Venezuela has lost most of its imports as it remains in a state of unprecedented crisis. People are starving, and the average weight loss is 25 pounds due to lack of food. Still, Maduro continues to print worthless currency. For Venezuela to reach this low abyss has taken a combination of corruption and mismanagement on every level of its nationalized industries.

Hyperinflation in invariably the result of government mismanagement and the printing of fiat currency. Venezuela isn’t the only country experiencing inflation. According to Steve Hanke of the Cato Institute, the value of the Iranian rial decreased from 98,000 rials to the dollar to 112,000 rials in one day. That’s a one-day devaluation of 12.5 percent. As in Venezuela, the black market currency business in Iran is thriving. While the official exchange rate to the dollar is 44,030, the black market rate is 112,00, an increase of 154 percent over the official rate.

Professor Hanke has previously dealt with hyperinflation in Bulgaria as adviser to President Petar Stoyanov. At that time, Bulgaria’s rate of inflation was 242 percent a month. Professor Hanke instituted a fixed rate of exchange for Bulgaria’s currency linked to an anchor currency, the German Mark. This prevented manipulation of the country’s currency and allowed market forces to determine its value.
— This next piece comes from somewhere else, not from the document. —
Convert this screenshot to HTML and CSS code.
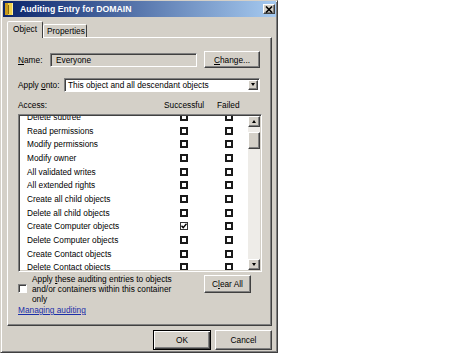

This stabilized Bulgaria’s currently quite effectively. Taking the government out of the equation was the prime move to successfully halt the country’s inflation. Bulgaria’s debt has decreased because it was forced to stop printing valueless money and continue spending money it didn’t have.

Professor Hanke sees this as the solution to Iran’s current inflation problem. He suggests gold as the best “anchor currency” because the value of gold is dependent on market forces instead of government manipulation and whim.

In 2017, Zimbabwe was another country with a daily inflation rate of 98 percent and an annual rate of 79,600,000,000 percent. Unemployment in Zimbabwe reached 80 percent. The country’s economy had broken down entirely due to its printing of fiat money and extreme socialist policies. In the 1990s, the government began to redistribute land from white farmers to black farmers. The inexperienced black farmers failed to produce enough food and caused a massive shortage and production fell sharply.

Like other socialist countries, Zimbabwe began to print fiat money and flooding the economy with it. The worse the economic situation became, the more money was being printed. As government debt increased, the money machines continue to crank out currency that became more devalued, thus making it even harder to pay off any debt. As the economic output declined, shortages were on the rise. People had money, but few goods became available. The combination of increased money supply and a higher demand for goods forced up prices sharply. Foregoing all economic logic, President Mugabe blamed the greed of manufacturers for wanting to raise prices. It is the printing of worthless currency that causes inflation and price increase, not greed.

In a repeat of Chavez’s move in Venezuela, Zimbabwe imposed price controls. But production costs increased quicker than prices, leaving producers with no incentive to produce. This increased the shortages and raised prices even more. Inflation invariably becomes a self-fulfilling prophecy. There was money to go around, but even a million dollars become worthless if the price of bread is two million dollars. The fare for transportation increased between the morning and evening commutes.

The causes of hyperinflation are always the same, yet countries are refusing to learn from history.

When governments begin to print money to pay off their debts, the money supply increases, as do prices. When goods become unaffordable, their demand increases, sending prices even higher. People begin to hoard goods, creating even greater shortages and higher prices. And governments continue to print money that keeps losing value. The formula is tried and true. Still, it continues. Since any articulate eight-year-old can state why a commodity that is rarer will be more valuable, it is a puzzle why central banks and governments can’t seem to grasp that increasing the money supply makes it naturally less valuable.

1930s Germany, of course, is the standard example of hyperinflation. During WWI, the number of Deutschmarks being circulated rose from 13 million to 60 billion as the government kept the printing presses busy 24 hours a day. While the Deutschmark became valueless, the nation’s debt rose from 5 billion to 100 billion.

The identical scenario has been repeated in Zimbabwe, and now in Venezuela. Governments have instituted the same solutions and have been met with identical failures.

No country, if properly mismanaged, is immune to hyperinflation. Gold and silver are the best counterattack for individuals faced with fiat currency and spiraling costs. Hard assets are beyond the control of government manipulation and retain their value during the worst of time. Especially in the worst of times.